Furthermore, the NSA has apparently ‘’ created a supercomputer of almost unimaginable speed, to look for patterns and unscramble codes.’’ It has also started a project that can ‘’ store trillions of words, thoughts, and whispers, captured,’’ in an electronic type net.’’

Now, in another story in the Economist, this time of April 28, 2012, headed, ‘’ video surveillance: I spy with my big eye,’’ and the narrative asserted that, ‘’ face recognition is good news for the police, but bad news for privacy.’’

This article described how, ‘’ in many democracies, surveillance cameras are multiplying, and face recognition technology is proving a wonder tool for both governments and marketers.’’

The Economist gave examples: ‘’ a jail in Alabama uses face recognition to check prisoners leaving, against prisoner records; Mexican prisons use face recognition to identify visitors; Heathrow airport is installing face recognition systems to track passengers through lounges and on to planes; Brazil has plans to equip police with camera spectacles, using face recognition technology that can identify troublemakers at the 2014 World Cup.

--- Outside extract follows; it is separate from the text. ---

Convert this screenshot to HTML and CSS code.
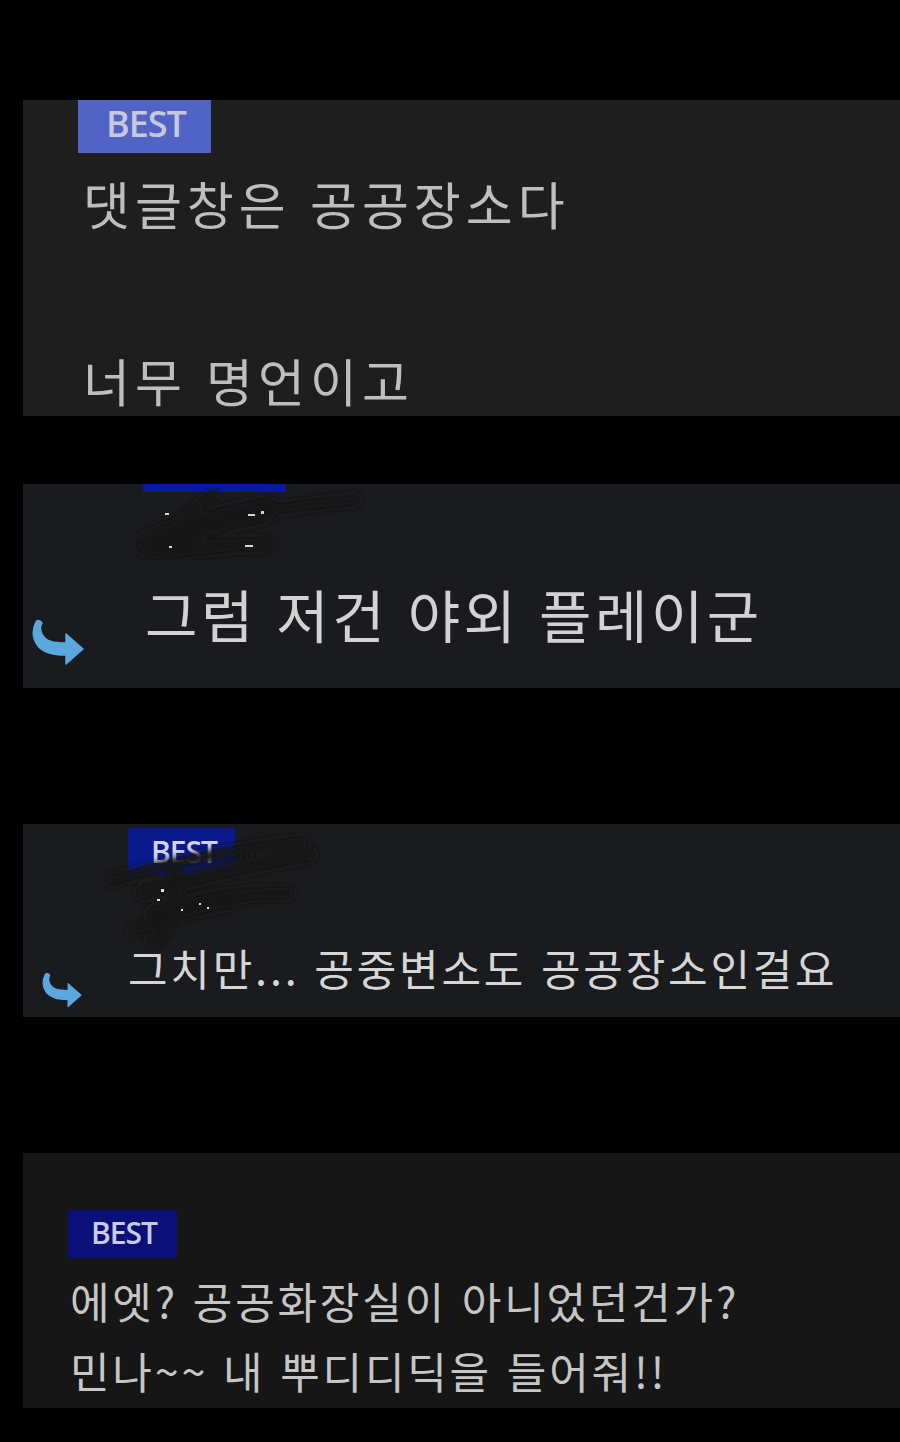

Quividi, a French marketer, uses face recognition to measure the age and gender of passersby who linger at an advert, with a hidden camera implanted in the bill board; smiles of employees at Keihin Electric Express Railway in Japan are assessed by computer, using face recognition; Facebook recognizes uploaded photos of its users; the latest smart phones use face recognition to spot their users.’’ The list gets longer as face recognition technology evolves and, ‘’ the error rate halves every two years.’’

The United States,‘’places little restriction on the use of face recognition, as legal precedent denies the reasonable expectation of privacy in public.’’ Harley Geiger of the Center for Democracy and Technology says the technology goes beyond normal public scrutiny, and could create a world where everyone, in effect, becomes a public figure.’’

There are skeptics: these are countries, persons and organizations, weary of this new higher level of personal intrusion.

Eric Schmidt, Google’s Chairman, ‘’ has said that Google will limit its face recognition services to avoid crossing the line; last year, Digital Signage Federation, a trade group, adopted a strong set of face recognition privacy standards; privacy loving European countries usually require cameras to be matched with signs to tell people they are being watched; and the US Supreme court is uneasy with technology that enables the persistent tracking of individuals in public.’’

George Orwell’s book, written decades before, ‘’1984,’’ spoke of the year 1984, a year when an all powerful establishment was able to monitor every activity of a country’s citizenry.  Well, 1984 came and went, and the evolution of technology toward a dynamic that is capable of watching and controlling human activity in every parameter possible is here. Yes, George Orwell’s world has finally arrived, 1984 might have been a couple of decades early, but today BIG BROTHER is indeed watching us all!